_Instruction_
Find the lines holding "React" and copy them.

----------

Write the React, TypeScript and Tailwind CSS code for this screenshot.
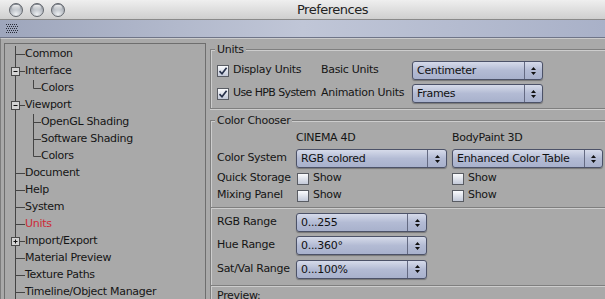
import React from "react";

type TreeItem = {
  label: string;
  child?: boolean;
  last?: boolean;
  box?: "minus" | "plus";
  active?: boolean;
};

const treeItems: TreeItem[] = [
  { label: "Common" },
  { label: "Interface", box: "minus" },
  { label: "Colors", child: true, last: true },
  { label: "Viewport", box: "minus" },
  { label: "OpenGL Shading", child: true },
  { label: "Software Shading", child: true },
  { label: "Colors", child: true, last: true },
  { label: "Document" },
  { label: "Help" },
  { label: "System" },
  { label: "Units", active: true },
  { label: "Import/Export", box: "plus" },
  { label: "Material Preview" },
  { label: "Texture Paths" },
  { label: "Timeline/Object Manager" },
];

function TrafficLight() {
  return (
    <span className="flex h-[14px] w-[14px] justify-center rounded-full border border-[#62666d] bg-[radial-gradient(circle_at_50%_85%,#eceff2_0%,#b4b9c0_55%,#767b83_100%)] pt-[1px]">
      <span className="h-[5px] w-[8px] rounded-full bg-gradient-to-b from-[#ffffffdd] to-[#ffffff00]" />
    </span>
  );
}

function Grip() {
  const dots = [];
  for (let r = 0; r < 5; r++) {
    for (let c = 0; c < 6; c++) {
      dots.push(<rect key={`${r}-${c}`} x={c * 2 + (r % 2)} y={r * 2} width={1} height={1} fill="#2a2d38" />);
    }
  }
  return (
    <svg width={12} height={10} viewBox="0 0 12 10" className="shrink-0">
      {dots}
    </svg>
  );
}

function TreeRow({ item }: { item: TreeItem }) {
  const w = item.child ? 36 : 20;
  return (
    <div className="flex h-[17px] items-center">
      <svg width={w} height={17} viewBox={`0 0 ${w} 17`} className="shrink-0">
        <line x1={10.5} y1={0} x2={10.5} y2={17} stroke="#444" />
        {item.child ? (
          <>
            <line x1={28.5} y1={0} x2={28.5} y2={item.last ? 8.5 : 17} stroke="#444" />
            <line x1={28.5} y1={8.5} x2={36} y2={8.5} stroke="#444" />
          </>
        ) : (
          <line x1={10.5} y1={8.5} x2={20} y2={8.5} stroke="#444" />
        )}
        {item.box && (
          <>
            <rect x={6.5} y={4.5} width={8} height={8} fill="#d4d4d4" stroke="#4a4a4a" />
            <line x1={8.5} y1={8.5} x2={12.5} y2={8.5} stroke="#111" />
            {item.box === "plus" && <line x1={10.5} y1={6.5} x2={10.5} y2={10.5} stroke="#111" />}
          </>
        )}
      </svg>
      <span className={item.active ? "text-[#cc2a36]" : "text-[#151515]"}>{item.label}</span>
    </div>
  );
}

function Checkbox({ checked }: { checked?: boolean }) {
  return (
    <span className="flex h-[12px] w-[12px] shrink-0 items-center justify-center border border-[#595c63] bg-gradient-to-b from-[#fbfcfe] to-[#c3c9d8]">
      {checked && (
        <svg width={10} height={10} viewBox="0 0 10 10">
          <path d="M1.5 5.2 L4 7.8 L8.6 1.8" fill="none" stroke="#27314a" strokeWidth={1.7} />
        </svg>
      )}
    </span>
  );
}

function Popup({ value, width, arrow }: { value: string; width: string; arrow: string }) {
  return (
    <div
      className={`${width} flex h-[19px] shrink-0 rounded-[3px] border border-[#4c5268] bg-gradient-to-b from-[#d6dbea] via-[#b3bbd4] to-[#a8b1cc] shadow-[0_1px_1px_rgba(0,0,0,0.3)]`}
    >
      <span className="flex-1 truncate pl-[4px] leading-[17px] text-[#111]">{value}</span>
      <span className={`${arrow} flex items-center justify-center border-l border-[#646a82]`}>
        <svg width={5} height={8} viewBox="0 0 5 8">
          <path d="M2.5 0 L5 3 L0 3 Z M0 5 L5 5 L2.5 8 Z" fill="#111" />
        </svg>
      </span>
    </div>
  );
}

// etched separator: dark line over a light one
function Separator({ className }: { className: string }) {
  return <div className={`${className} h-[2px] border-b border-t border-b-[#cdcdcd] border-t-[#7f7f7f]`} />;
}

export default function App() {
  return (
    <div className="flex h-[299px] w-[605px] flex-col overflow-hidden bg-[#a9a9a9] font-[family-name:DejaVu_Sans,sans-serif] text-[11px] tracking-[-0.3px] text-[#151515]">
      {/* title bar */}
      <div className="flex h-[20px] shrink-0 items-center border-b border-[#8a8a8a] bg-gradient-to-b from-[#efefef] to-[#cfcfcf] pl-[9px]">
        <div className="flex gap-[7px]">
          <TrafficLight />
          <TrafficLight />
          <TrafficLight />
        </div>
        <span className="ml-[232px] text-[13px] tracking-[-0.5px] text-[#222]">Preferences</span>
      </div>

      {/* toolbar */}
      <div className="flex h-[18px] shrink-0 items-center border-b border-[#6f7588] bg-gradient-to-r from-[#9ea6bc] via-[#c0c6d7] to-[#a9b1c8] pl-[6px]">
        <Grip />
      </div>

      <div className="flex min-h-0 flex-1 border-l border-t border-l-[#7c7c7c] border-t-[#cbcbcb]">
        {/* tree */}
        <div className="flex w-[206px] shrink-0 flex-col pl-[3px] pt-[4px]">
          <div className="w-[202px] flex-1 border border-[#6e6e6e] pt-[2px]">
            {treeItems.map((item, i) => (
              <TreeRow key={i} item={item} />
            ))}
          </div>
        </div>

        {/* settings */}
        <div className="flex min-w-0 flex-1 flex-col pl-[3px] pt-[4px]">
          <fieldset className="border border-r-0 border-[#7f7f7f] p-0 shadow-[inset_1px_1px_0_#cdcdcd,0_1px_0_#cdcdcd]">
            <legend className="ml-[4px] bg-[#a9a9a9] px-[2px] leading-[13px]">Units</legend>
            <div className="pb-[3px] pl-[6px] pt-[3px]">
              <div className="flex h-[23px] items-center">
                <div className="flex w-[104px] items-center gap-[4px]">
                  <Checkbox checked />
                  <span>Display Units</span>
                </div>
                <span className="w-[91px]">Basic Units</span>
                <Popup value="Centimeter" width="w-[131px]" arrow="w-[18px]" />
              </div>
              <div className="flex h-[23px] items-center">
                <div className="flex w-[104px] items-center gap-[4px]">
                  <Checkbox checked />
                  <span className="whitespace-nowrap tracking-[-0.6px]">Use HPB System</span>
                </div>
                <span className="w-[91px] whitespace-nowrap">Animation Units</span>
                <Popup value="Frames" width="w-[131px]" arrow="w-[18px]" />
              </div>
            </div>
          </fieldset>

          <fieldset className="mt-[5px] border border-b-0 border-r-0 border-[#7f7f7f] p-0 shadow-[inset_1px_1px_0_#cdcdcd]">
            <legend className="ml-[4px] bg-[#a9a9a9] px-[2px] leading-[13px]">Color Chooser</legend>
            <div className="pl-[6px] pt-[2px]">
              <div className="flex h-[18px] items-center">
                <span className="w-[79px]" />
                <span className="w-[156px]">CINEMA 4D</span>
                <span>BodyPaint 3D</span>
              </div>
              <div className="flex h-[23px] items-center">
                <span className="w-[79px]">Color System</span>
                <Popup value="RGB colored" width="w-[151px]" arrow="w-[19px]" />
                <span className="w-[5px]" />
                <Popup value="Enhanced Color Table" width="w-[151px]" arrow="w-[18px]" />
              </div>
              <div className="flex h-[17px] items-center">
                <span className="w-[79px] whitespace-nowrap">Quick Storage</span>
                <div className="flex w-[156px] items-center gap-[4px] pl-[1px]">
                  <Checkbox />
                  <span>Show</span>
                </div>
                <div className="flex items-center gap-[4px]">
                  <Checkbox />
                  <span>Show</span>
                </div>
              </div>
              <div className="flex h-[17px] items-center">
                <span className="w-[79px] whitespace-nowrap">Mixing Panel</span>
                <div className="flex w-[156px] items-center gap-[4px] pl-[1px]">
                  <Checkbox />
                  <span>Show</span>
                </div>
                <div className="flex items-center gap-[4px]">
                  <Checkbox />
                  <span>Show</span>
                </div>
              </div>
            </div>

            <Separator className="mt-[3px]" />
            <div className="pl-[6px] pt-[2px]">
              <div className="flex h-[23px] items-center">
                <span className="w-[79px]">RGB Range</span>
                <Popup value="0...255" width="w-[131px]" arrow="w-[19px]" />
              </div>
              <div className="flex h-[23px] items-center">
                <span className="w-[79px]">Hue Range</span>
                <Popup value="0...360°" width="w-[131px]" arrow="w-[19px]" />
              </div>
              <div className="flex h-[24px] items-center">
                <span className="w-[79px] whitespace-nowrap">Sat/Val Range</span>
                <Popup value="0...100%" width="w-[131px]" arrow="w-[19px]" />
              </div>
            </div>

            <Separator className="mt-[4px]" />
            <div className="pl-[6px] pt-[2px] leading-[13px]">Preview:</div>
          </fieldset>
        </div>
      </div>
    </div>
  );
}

----------

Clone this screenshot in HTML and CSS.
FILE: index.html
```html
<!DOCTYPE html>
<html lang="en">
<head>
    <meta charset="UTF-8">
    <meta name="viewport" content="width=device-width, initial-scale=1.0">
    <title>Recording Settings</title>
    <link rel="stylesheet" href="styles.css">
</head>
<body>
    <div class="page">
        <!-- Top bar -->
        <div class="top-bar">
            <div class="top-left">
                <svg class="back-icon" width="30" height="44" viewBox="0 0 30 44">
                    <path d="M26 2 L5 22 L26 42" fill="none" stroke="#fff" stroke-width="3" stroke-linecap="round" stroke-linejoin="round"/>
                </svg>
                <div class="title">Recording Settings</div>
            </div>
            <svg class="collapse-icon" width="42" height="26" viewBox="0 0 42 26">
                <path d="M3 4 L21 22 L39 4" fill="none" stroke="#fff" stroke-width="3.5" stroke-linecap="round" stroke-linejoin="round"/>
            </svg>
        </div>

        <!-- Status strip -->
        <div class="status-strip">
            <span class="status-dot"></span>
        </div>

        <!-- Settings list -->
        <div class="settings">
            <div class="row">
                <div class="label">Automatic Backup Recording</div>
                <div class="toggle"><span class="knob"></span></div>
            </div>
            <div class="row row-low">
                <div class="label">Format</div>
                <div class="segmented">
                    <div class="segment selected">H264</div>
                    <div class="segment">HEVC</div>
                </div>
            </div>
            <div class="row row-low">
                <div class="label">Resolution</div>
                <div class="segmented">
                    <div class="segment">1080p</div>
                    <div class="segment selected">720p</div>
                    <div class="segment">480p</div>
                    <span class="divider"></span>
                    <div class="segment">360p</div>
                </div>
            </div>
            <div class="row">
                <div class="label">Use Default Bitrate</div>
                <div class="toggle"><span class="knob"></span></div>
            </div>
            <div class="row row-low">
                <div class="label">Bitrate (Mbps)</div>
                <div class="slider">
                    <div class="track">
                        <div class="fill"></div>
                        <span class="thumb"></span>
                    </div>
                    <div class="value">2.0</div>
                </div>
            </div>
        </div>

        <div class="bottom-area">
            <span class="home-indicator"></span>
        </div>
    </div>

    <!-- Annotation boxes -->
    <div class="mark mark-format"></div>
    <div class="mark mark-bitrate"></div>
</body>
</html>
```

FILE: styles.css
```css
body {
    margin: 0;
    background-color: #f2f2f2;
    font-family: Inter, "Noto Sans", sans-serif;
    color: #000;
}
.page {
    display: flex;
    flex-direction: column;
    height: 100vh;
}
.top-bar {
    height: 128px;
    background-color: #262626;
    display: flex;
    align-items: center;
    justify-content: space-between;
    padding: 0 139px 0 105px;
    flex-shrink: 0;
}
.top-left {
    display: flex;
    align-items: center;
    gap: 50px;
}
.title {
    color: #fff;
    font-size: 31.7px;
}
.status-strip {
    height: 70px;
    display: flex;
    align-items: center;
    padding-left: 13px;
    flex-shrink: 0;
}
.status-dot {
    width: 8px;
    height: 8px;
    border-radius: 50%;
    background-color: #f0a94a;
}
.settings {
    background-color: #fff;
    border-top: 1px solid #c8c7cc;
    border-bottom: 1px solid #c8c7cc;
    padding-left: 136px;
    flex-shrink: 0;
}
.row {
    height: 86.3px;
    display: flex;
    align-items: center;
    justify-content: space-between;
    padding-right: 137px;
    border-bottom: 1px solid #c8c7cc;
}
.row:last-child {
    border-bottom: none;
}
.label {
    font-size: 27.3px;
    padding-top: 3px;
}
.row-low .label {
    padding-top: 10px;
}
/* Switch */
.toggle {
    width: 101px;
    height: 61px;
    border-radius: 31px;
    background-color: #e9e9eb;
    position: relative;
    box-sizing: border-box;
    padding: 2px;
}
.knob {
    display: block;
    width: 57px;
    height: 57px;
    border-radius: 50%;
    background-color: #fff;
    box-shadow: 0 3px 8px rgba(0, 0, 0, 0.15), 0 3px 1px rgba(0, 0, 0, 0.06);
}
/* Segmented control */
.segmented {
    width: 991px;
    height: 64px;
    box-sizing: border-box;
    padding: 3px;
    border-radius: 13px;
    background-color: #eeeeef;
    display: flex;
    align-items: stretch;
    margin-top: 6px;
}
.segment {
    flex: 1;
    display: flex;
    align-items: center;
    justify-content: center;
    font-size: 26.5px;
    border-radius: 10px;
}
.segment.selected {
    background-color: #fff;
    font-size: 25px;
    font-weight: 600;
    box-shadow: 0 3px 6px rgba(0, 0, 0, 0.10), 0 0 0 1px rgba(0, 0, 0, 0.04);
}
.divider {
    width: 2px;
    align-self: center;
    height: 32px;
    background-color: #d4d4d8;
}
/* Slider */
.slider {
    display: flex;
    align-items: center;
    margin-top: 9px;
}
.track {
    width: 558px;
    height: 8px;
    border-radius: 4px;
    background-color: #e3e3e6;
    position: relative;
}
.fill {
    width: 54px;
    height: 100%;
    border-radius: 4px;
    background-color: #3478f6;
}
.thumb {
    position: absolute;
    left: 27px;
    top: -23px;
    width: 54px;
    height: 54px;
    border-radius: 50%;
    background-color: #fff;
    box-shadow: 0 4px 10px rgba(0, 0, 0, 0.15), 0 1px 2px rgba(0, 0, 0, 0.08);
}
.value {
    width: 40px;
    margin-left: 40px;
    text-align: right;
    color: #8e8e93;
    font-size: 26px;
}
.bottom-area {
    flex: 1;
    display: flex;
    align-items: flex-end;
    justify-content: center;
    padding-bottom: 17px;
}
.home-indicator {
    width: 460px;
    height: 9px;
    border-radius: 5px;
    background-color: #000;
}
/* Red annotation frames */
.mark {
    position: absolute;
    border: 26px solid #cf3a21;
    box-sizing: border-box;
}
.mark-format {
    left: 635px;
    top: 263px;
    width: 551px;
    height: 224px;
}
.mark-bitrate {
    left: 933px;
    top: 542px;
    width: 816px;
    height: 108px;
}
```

----------

_Result of this exercise_
Write the React, TypeScript and Tailwind CSS code for this screenshot.
import React from "react";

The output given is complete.